### Aim
Write out the data below in full, unchanged, minus the images.

----------

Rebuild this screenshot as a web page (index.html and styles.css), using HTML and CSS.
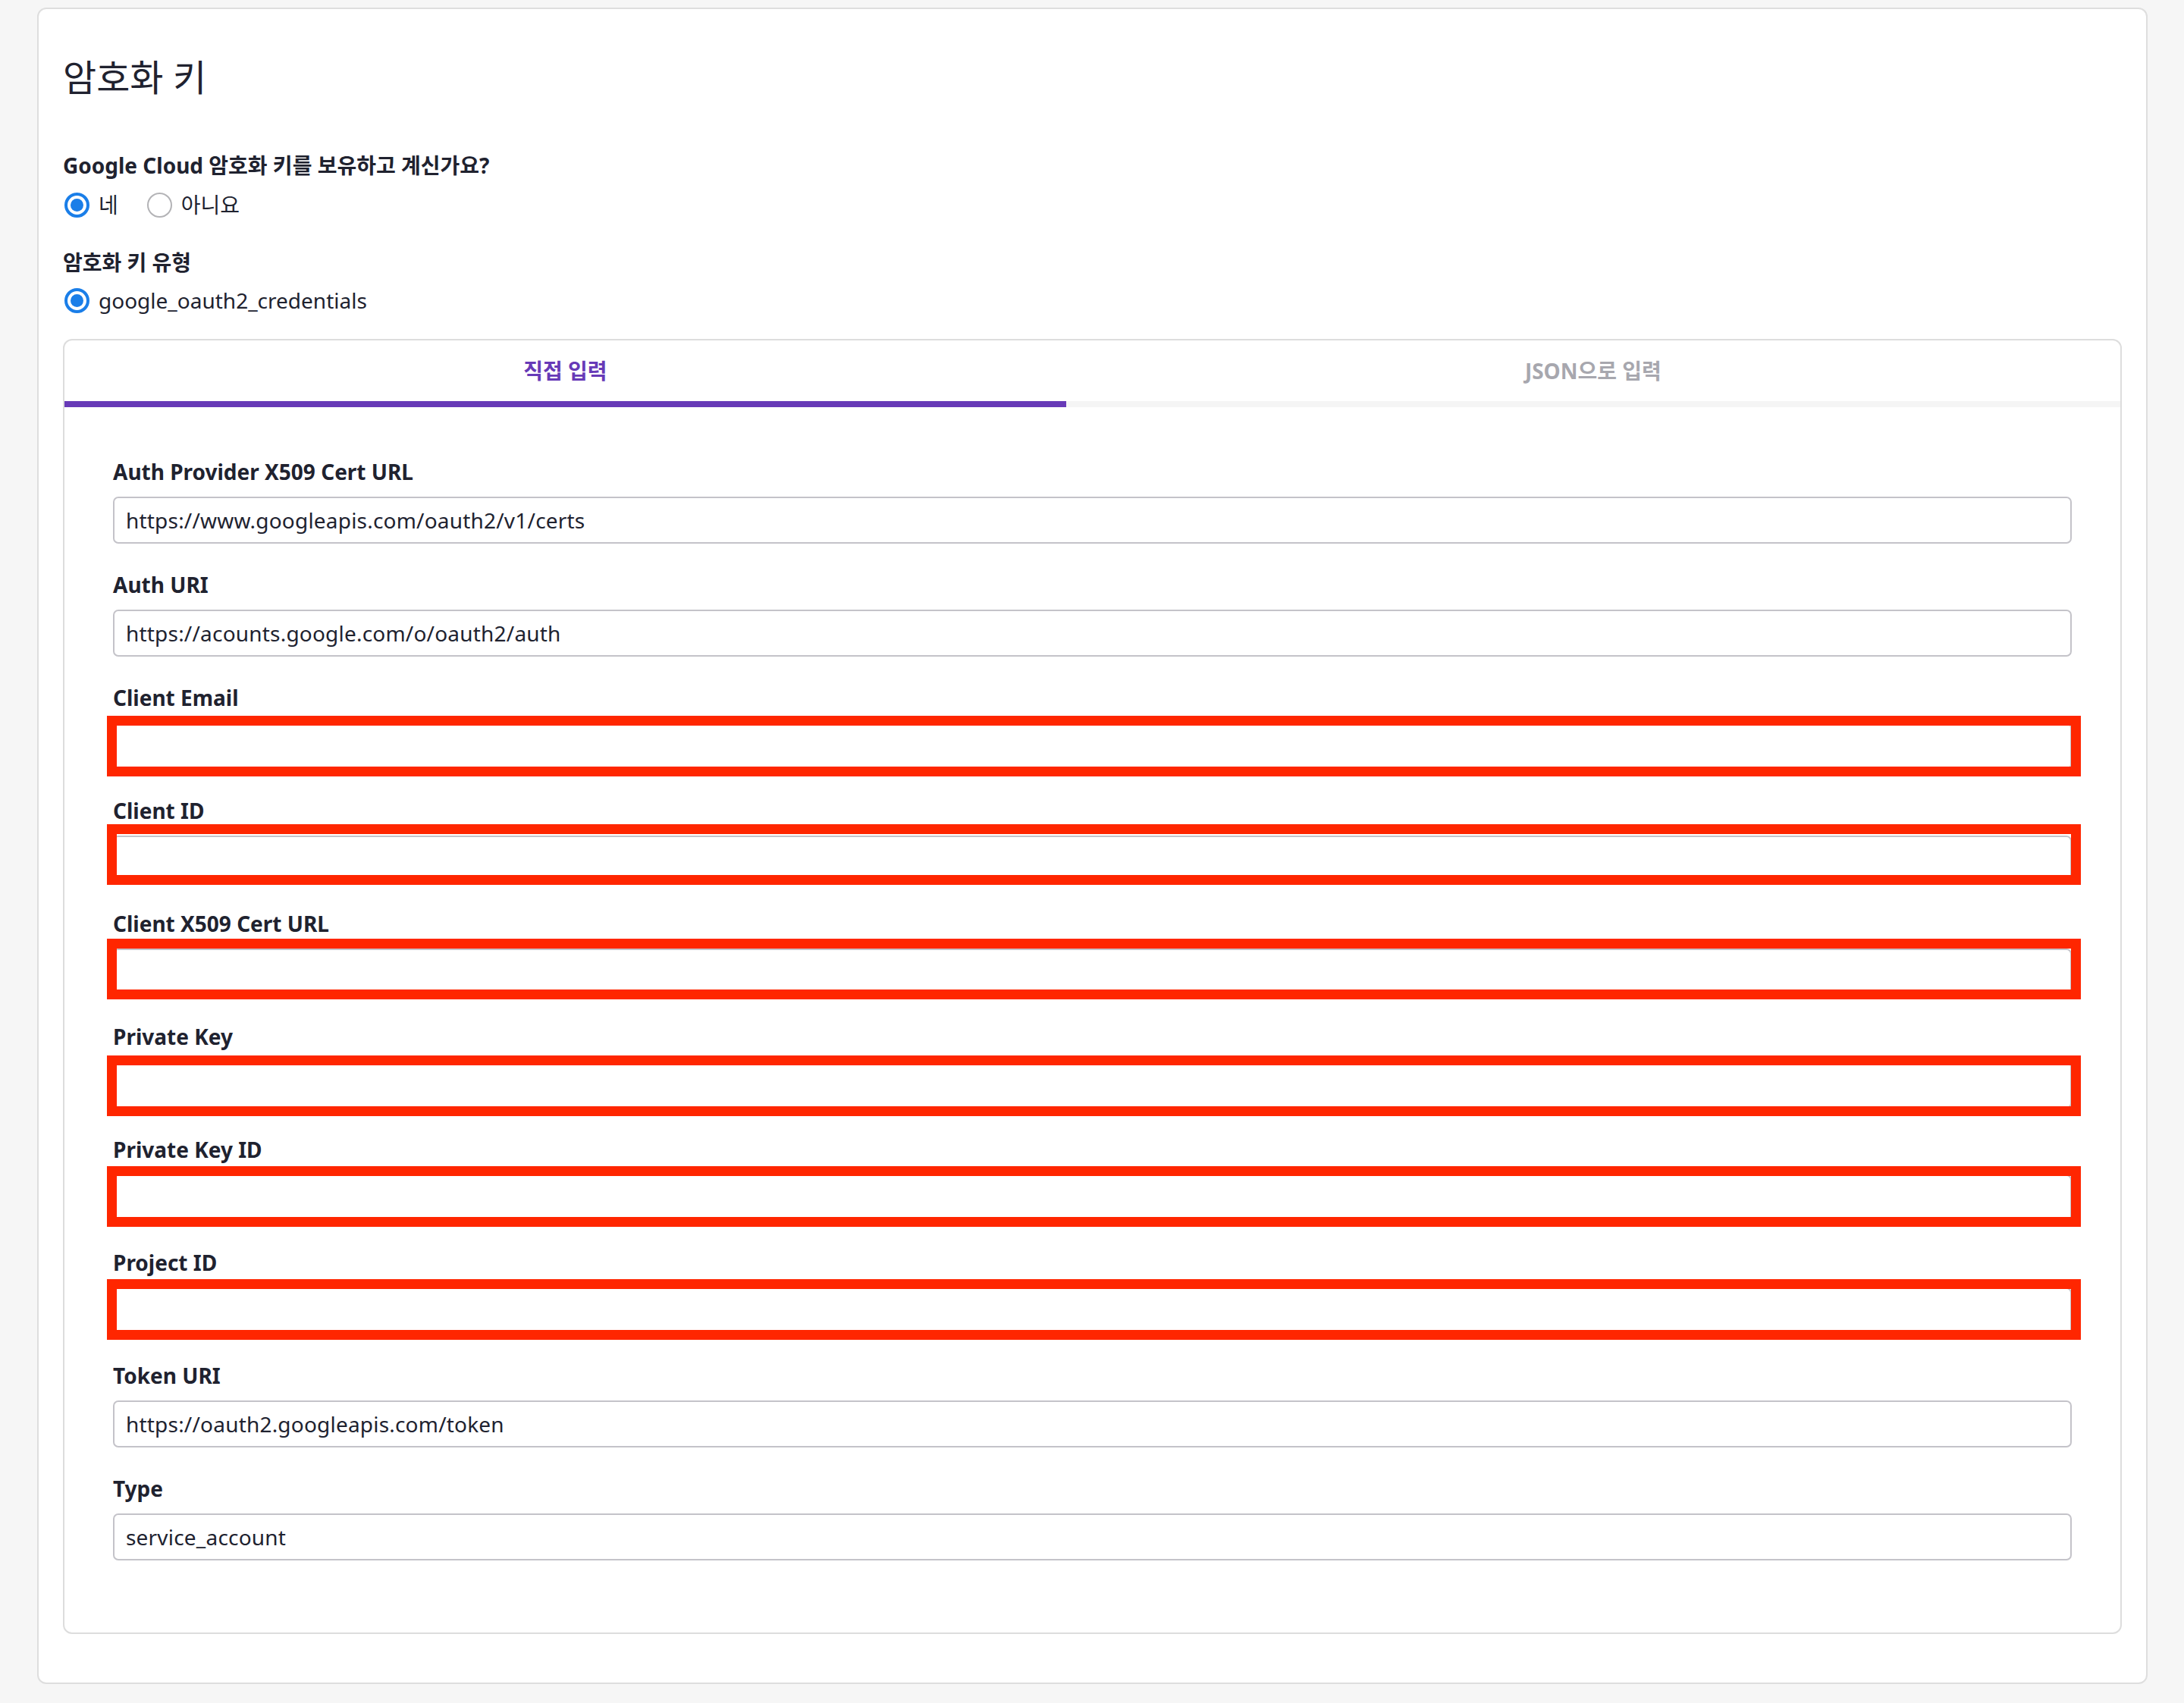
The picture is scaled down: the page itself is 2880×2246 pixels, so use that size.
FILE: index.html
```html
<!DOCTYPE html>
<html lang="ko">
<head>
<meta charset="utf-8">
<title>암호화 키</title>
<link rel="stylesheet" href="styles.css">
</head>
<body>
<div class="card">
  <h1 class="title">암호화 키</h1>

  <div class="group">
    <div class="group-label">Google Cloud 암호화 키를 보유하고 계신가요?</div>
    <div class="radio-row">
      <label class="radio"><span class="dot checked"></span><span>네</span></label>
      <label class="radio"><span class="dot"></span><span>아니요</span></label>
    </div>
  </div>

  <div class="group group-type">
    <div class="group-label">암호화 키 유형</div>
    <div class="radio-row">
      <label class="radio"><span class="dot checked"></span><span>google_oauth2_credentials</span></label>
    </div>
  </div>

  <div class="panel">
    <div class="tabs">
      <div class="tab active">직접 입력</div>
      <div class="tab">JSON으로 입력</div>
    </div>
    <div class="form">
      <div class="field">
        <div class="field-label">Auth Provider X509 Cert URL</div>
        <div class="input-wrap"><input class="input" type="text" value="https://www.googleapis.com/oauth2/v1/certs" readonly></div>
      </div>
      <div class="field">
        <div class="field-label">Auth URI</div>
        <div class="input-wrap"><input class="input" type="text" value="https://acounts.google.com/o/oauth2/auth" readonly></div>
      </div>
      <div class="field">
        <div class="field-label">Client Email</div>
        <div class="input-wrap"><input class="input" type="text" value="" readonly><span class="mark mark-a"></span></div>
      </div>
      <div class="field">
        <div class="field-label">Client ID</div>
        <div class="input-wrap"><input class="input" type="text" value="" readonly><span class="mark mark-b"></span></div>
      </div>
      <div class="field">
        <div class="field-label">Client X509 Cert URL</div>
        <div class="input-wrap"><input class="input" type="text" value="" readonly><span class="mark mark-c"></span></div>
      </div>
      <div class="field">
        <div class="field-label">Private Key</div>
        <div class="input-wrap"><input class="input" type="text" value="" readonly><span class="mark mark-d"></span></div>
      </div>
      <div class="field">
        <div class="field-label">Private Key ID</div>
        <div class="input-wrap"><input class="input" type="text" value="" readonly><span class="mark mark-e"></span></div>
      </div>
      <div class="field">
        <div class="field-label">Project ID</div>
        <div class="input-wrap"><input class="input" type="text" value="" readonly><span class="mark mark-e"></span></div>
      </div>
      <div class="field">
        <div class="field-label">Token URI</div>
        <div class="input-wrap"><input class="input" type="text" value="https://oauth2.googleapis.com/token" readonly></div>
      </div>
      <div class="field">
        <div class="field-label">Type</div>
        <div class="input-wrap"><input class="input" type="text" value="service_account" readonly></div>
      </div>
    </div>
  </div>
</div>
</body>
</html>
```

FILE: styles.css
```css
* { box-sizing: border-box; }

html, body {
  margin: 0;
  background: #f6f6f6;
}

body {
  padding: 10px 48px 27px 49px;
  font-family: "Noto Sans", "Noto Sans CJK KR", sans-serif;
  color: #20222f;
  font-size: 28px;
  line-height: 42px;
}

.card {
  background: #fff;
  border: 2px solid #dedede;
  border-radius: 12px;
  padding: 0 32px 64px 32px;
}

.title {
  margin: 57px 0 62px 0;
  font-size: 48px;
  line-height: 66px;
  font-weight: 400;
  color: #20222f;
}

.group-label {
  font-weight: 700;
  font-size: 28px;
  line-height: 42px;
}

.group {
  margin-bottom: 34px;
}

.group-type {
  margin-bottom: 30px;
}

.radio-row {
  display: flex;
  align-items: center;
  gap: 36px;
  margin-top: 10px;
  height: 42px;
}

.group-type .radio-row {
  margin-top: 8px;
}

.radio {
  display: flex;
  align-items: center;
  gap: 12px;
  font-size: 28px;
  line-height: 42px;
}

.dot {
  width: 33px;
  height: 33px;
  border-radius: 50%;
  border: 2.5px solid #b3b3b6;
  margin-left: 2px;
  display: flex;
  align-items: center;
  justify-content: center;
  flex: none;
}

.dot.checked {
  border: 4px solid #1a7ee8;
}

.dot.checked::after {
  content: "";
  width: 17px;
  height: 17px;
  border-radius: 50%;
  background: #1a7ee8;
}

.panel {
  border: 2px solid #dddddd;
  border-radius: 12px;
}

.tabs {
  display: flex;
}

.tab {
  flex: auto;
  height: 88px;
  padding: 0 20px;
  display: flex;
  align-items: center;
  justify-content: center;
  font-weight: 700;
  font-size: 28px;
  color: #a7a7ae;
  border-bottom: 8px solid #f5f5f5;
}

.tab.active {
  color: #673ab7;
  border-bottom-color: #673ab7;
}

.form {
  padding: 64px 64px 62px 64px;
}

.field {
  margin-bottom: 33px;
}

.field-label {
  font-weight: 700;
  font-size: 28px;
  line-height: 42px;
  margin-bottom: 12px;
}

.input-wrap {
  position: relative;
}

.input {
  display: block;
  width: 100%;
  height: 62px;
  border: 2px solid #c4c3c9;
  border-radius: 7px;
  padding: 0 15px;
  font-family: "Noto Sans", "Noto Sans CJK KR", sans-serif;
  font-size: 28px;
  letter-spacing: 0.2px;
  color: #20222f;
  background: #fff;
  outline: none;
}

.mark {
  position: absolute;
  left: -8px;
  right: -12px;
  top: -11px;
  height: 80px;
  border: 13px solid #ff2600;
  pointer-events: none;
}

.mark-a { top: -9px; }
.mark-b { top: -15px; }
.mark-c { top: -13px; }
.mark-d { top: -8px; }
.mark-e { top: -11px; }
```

----------

### Expected answer
Rebuild this screenshot as a web page (index.html and styles.css), using HTML and CSS.
The picture is scaled down: the page itself is 2880×2246 pixels, so use that size.
FILE: index.html
```html
<!DOCTYPE html>
<html lang="ko">
<head>
<meta charset="utf-8">
<title>암호화 키</title>
<link rel="stylesheet" href="styles.css">
</head>
<body>
<div class="card">
  <h1 class="title">암호화 키</h1>

  <div class="group">
    <div class="group-label">Google Cloud 암호화 키를 보유하고 계신가요?</div>
    <div class="radio-row">
      <label class="radio"><span class="dot checked"></span><span>네</span></label>
      <label class="radio"><span class="dot"></span><span>아니요</span></label>
    </div>
  </div>

  <div class="group group-type">
    <div class="group-label">암호화 키 유형</div>
    <div class="radio-row">
      <label class="radio"><span class="dot checked"></span><span>google_oauth2_credentials</span></label>
    </div>
  </div>

  <div class="panel">
    <div class="tabs">
      <div class="tab active">직접 입력</div>
      <div class="tab">JSON으로 입력</div>
    </div>
    <div class="form">
      <div class="field">
        <div class="field-label">Auth Provider X509 Cert URL</div>
        <div class="input-wrap"><input class="input" type="text" value="https://www.googleapis.com/oauth2/v1/certs" readonly></div>
      </div>
      <div class="field">
        <div class="field-label">Auth URI</div>
        <div class="input-wrap"><input class="input" type="text" value="https://acounts.google.com/o/oauth2/auth" readonly></div>
      </div>
      <div class="field">
        <div class="field-label">Client Email</div>
        <div class="input-wrap"><input class="input" type="text" value="" readonly><span class="mark mark-a"></span></div>
      </div>
      <div class="field">
        <div class="field-label">Client ID</div>
        <div class="input-wrap"><input class="input" type="text" value="" readonly><span class="mark mark-b"></span></div>
      </div>
      <div class="field">
        <div class="field-label">Client X509 Cert URL</div>
        <div class="input-wrap"><input class="input" type="text" value="" readonly><span class="mark mark-c"></span></div>
      </div>
      <div class="field">
        <div class="field-label">Private Key</div>
        <div class="input-wrap"><input class="input" type="text" value="" readonly><span class="mark mark-d"></span></div>
      </div>
      <div class="field">
        <div class="field-label">Private Key ID</div>
        <div class="input-wrap"><input class="input" type="text" value="" readonly><span class="mark mark-e"></span></div>
      </div>
      <div class="field">
        <div class="field-label">Project ID</div>
        <div class="input-wrap"><input class="input" type="text" value="" readonly><span class="mark mark-e"></span></div>
      </div>
      <div class="field">
        <div class="field-label">Token URI</div>
        <div class="input-wrap"><input class="input" type="text" value="https://oauth2.googleapis.com/token" readonly></div>
      </div>
      <div class="field">
        <div class="field-label">Type</div>
        <div class="input-wrap"><input class="input" type="text" value="service_account" readonly></div>
      </div>
    </div>
  </div>
</div>
</body>
</html>
```

FILE: styles.css
```css
* { box-sizing: border-box; }

html, body {
  margin: 0;
  background: #f6f6f6;
}

body {
  padding: 10px 48px 27px 49px;
  font-family: "Noto Sans", "Noto Sans CJK KR", sans-serif;
  color: #20222f;
  font-size: 28px;
  line-height: 42px;
}

.card {
  background: #fff;
  border: 2px solid #dedede;
  border-radius: 12px;
  padding: 0 32px 64px 32px;
}

.title {
  margin: 57px 0 62px 0;
  font-size: 48px;
  line-height: 66px;
  font-weight: 400;
  color: #20222f;
}

.group-label {
  font-weight: 700;
  font-size: 28px;
  line-height: 42px;
}

.group {
  margin-bottom: 34px;
}

.group-type {
  margin-bottom: 30px;
}

.radio-row {
  display: flex;
  align-items: center;
  gap: 36px;
  margin-top: 10px;
  height: 42px;
}

.group-type .radio-row {
  margin-top: 8px;
}

.radio {
  display: flex;
  align-items: center;
  gap: 12px;
  font-size: 28px;
  line-height: 42px;
}

.dot {
  width: 33px;
  height: 33px;
  border-radius: 50%;
  border: 2.5px solid #b3b3b6;
  margin-left: 2px;
  display: flex;
  align-items: center;
  justify-content: center;
  flex: none;
}

.dot.checked {
  border: 4px solid #1a7ee8;
}

.dot.checked::after {
  content: "";
  width: 17px;
  height: 17px;
  border-radius: 50%;
  background: #1a7ee8;
}

.panel {
  border: 2px solid #dddddd;
  border-radius: 12px;
}

.tabs {
  display: flex;
}

.tab {
  flex: auto;
  height: 88px;
  padding: 0 20px;
  display: flex;
  align-items: center;
  justify-content: center;
  font-weight: 700;
  font-size: 28px;
  color: #a7a7ae;
  border-bottom: 8px solid #f5f5f5;
}

.tab.active {
  color: #673ab7;
  border-bottom-color: #673ab7;
}

.form {
  padding: 64px 64px 62px 64px;
}

.field {
  margin-bottom: 33px;
}

.field-label {
  font-weight: 700;
  font-size: 28px;
  line-height: 42px;
  margin-bottom: 12px;
}

.input-wrap {
  position: relative;
}

.input {
  display: block;
  width: 100%;
  height: 62px;
  border: 2px solid #c4c3c9;
  border-radius: 7px;
  padding: 0 15px;
  font-family: "Noto Sans", "Noto Sans CJK KR", sans-serif;
  font-size: 28px;
  letter-spacing: 0.2px;
  color: #20222f;
  background: #fff;
  outline: none;
}

.mark {
  position: absolute;
  left: -8px;
  right: -12px;
  top: -11px;
  height: 80px;
  border: 13px solid #ff2600;
  pointer-events: none;
}

.mark-a { top: -9px; }
.mark-b { top: -15px; }
.mark-c { top: -13px; }
.mark-d { top: -8px; }
.mark-e { top: -11px; }
```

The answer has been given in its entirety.